Locate the word "this" in the material, then show every line that holds it.
# # # # #
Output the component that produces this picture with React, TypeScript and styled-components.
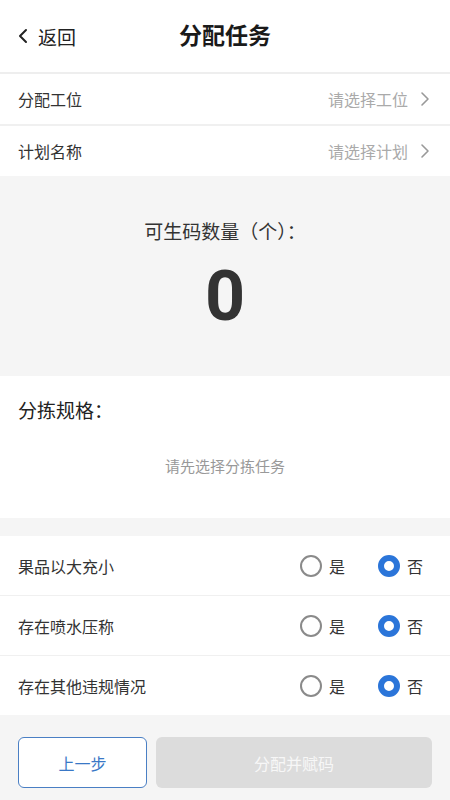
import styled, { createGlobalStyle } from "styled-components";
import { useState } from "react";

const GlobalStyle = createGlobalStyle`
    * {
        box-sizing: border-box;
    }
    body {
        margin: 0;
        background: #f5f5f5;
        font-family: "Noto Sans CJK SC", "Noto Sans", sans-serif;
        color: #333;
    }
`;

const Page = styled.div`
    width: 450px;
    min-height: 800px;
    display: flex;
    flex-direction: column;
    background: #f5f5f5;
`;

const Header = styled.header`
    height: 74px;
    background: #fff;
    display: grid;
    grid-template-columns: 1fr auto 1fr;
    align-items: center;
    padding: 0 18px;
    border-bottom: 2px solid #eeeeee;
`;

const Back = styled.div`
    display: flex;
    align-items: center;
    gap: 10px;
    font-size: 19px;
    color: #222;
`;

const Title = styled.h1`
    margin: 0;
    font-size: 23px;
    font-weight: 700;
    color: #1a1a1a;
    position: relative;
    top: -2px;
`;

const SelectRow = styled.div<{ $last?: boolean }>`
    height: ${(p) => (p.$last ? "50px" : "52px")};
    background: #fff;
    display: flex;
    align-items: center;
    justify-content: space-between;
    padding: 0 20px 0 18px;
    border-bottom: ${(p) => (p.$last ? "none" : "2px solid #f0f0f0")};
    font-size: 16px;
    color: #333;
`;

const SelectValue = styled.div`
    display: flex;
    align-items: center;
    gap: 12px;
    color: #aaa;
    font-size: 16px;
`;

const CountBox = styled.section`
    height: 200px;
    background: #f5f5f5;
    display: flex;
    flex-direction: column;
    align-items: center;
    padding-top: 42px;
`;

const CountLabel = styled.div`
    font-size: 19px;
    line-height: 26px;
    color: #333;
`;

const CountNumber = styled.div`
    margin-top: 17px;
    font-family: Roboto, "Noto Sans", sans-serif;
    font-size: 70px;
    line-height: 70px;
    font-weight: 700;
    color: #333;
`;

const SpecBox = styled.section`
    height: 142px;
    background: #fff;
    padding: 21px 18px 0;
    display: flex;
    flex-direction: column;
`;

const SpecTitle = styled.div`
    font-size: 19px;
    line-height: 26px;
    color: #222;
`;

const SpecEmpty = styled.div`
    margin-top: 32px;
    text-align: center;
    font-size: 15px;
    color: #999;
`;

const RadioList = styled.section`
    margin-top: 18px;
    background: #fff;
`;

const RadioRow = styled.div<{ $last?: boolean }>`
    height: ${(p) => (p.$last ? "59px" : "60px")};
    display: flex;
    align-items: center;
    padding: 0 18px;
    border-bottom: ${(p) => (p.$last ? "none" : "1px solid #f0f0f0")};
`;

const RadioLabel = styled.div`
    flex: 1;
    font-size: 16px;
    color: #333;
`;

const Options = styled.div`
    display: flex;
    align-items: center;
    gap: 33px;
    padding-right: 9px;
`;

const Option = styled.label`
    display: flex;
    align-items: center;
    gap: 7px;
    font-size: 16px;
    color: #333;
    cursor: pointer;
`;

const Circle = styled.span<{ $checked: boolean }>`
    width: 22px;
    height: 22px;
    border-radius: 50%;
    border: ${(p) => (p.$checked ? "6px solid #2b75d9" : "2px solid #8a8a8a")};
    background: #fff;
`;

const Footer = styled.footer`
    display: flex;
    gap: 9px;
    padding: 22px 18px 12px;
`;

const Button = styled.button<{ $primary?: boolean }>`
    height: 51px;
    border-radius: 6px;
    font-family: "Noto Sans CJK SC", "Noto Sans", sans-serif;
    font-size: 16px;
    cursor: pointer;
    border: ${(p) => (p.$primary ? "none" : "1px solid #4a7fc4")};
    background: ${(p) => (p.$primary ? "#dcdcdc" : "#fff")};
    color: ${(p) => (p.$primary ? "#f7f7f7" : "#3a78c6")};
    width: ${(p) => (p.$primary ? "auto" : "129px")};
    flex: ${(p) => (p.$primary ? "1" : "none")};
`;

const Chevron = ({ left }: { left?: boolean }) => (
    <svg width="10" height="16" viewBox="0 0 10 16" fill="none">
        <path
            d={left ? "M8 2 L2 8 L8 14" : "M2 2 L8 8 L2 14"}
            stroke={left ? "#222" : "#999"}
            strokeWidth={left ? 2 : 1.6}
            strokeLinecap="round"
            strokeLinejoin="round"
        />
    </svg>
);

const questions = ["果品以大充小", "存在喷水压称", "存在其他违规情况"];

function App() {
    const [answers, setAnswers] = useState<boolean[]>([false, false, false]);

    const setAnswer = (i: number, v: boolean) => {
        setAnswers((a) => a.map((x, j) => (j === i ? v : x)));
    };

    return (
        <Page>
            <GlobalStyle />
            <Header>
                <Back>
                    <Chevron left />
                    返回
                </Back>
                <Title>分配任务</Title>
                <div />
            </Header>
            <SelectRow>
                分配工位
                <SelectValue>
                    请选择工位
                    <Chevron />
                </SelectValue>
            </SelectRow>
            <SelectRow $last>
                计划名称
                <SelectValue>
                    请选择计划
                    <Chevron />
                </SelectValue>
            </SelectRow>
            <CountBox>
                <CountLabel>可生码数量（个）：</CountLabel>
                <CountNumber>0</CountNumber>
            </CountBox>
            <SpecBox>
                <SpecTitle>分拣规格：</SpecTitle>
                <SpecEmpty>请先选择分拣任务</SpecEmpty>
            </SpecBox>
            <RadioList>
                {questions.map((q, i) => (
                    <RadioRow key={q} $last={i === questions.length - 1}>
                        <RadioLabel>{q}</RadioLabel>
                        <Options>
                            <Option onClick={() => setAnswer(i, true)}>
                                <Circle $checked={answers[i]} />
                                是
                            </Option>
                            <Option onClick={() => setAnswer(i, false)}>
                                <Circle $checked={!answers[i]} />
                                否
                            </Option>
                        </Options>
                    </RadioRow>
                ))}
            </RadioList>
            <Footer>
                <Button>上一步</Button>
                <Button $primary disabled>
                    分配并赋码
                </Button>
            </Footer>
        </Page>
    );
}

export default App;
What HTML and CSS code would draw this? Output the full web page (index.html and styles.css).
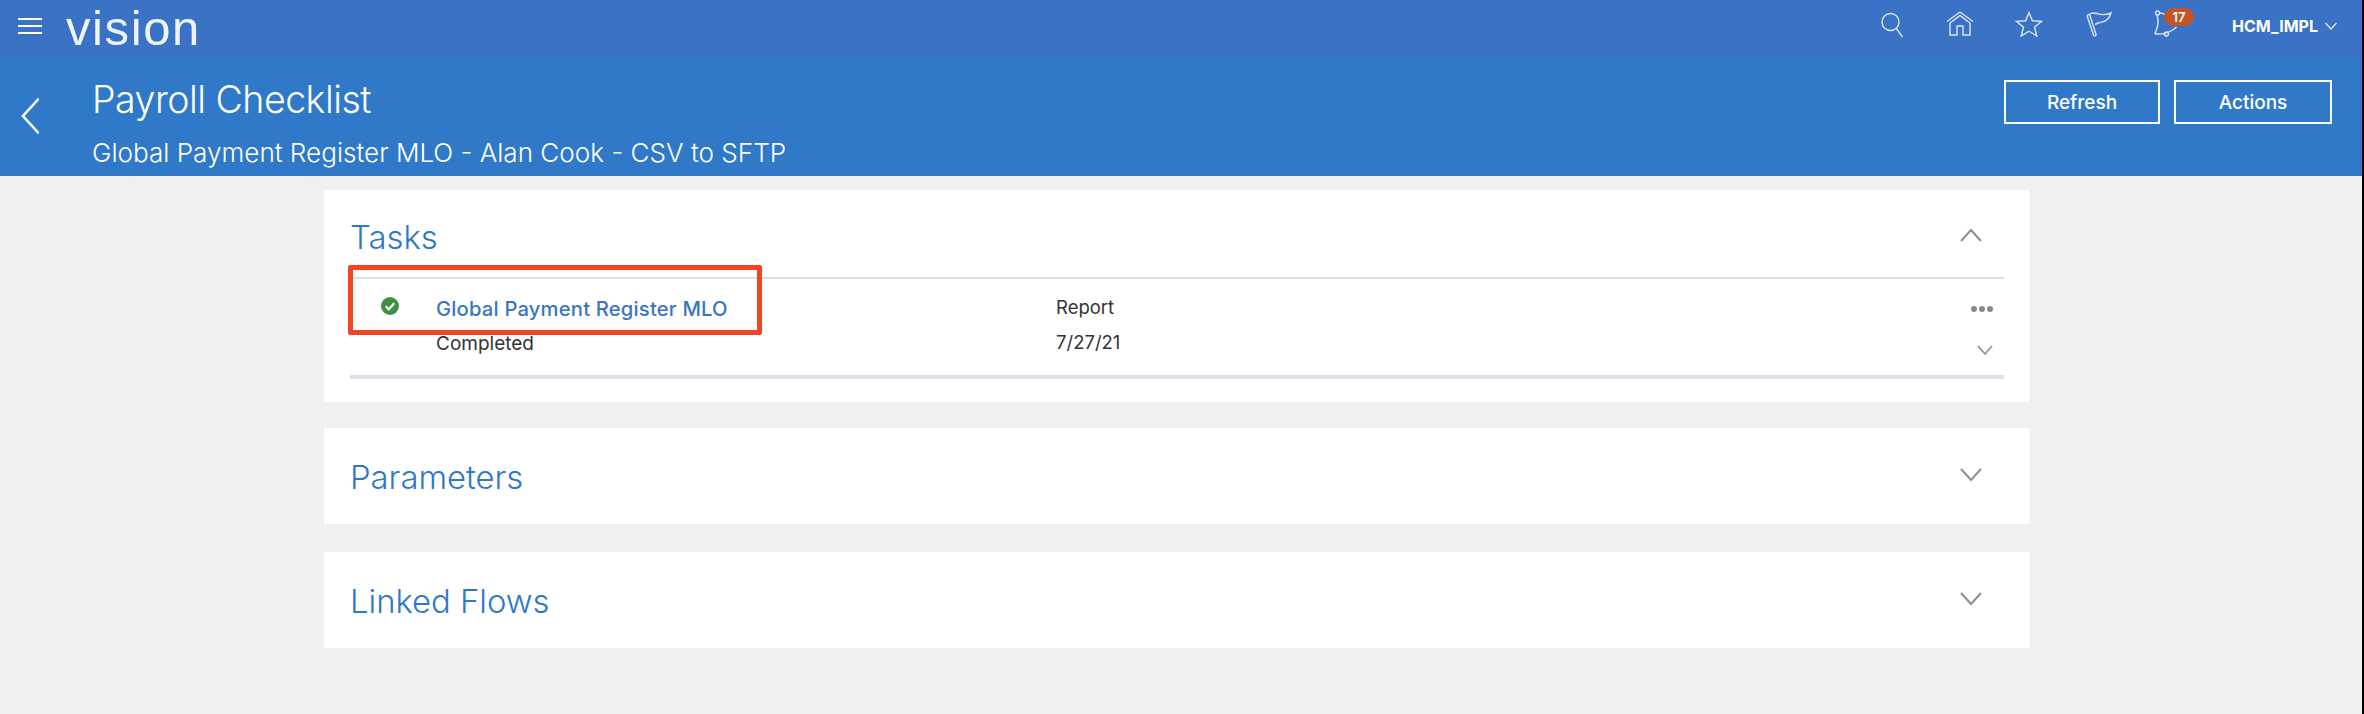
# # # # #
# The result
Output the component that produces this picture with React, TypeScript and styled-components.
What HTML and CSS code would draw this? Output the full web page (index.html and styles.css).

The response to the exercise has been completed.